Funktionelle Neurochirurgie
Im Bereich der funktionellen Neurochirurgie liegen unsere Schwerpunkte auf der Epilepsiechirurgie sowie der Neuromodulation.
Epilepsiechirurgie
Die zwingende Voraussetzung für ein erfolgreich funktionierendes epilepsiechirurgisches universitäres Zentrum ist die intensive interdisziplinäre Kooperation von Expertinnen und Experten der Bereiche Neurologie, Neurochirurgie und Neuroradiologie, wie sie am Standort Neuromed Campus des Kepler Universitätsklinikums möglich ist.
Bei etwa 65 % der Epilepsiepatienten kann durch antiepileptische Therapie anhaltende Anfallsfreiheit erreicht werden, bei den übrigen 35 % entwickelt sich eine therapieresistente bzw. schwer behandelbare Epilepsie. Grundsätzlich leiden ca. 2/3 der Patientinnen und Patienten an fokalen Epilepsien und 1/3 an generalisierten Epilepsien. 60 % der Patientinnen und Patienten mit einer fokalen Epilepsie leiden wiederum an einer Temporallappenepilepsie, die somit die häufigste Epilepsieform darstellt. Bei ca. 40 bis 50 % der Patientinnen und Patienten mit fokalen Epilepsien gelingt mit einer medikamentösen Therapie keine befriedigende Anfallskontrolle.
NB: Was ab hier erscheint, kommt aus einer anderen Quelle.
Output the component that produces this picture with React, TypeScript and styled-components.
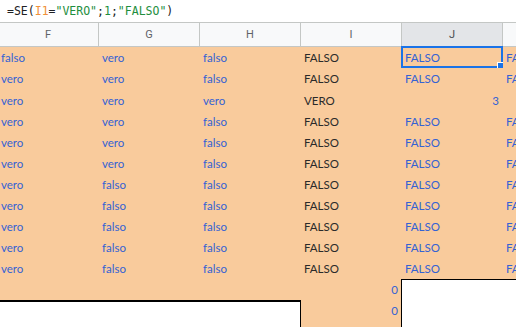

Falls bei diesen Patientinnen und Patienten im Rahmen der präoperativen Epilepsiediagnostik die Lokalisation derjenigen Hirnregion gelingt, von der die Anfälle ihren Ausgang nehmen, kann durch einen resektiven epilepsiechirurgischen Eingriff in vielen Fällen Anfallsfreiheit erreicht werden.
Diese präoperative Fokuslokalisation erfolgt am Kepler Universitätsklinikum an einer hochspezialisierten Epilepsy Monitoring Unit [EMU] und ist Kernkompetenz der Klinik für Neurologie. Zur Fokuslokalisation kann in Ergänzung zur routinemäßigen elektrophysiologischen Diagnostik die Implantation von Subdural- und Tiefenelektroden durch die Universitätsklinik für Neurochirurgie erforderlich sein. Neben der Hippocampussklerose, welche in über 35 % der Fälle das morphologische Substrat des epileptogenen Fokus darstellt, kommen gutartige hirneigene Tumore, fokale cortikale Dysplasien, Glianarben und Cavernome als Ursachen der fokalen Epilepsie in Betracht.
Abbildung 6
Neuromodulation
Nach Implantation von Stimulationslektroden in tiefe Kerngebiete des Gehirns [tiefe Hirnstimulation, deep brain stimulation (DBS)] sowie an der Dorsalfläche des Rückenmarks [Rückenmarkstimulation, spinal cord stimulation (SCS)] kann durch ein räumlich eng begrenztes elektrisches Interferenzmuster die Reizleitung der unmittelbar benachbarten Nervenbahnen verändert werden. Durch diese sogenannte Neuromodulation ist bei extrapyramidal motorischen Bewegungsstörungen, insbesondere dem Morbus Parkinson, in fortgeschrittenen Krankheitsstadien häufig eine signifikante Verbesserung der neurologischen Defizite zu erreichen und bei einigen chronischen Schmerzpatienten der chronische Schmerz in Rücken und Bein beeinflussbar.
Der wesentliche Vorteil dieser Behandlungsform liegt darin, dass im Gegensatz zu früheren Operationsmethoden, bei denen Nervengewebe definitiv zerstört werden musste, um vergleichbare Effekte zu erzielen [Nukleotomie bzw. Tractotomie], nun dieselbe Wirkung durch Neuromodulation – und damit reversibel und ohne Nervengewebedestruktion – erreichbar ist. Die Stimulationsmuster der implantierten Sonden können von außen vielfältig [Frequenz, Amplitude, Impulsmuster] und in Abhängigkeit der dadurch ausgelösten Effekte und der Bedürfnisse der Patientinnen und Patienten eingestellt werden.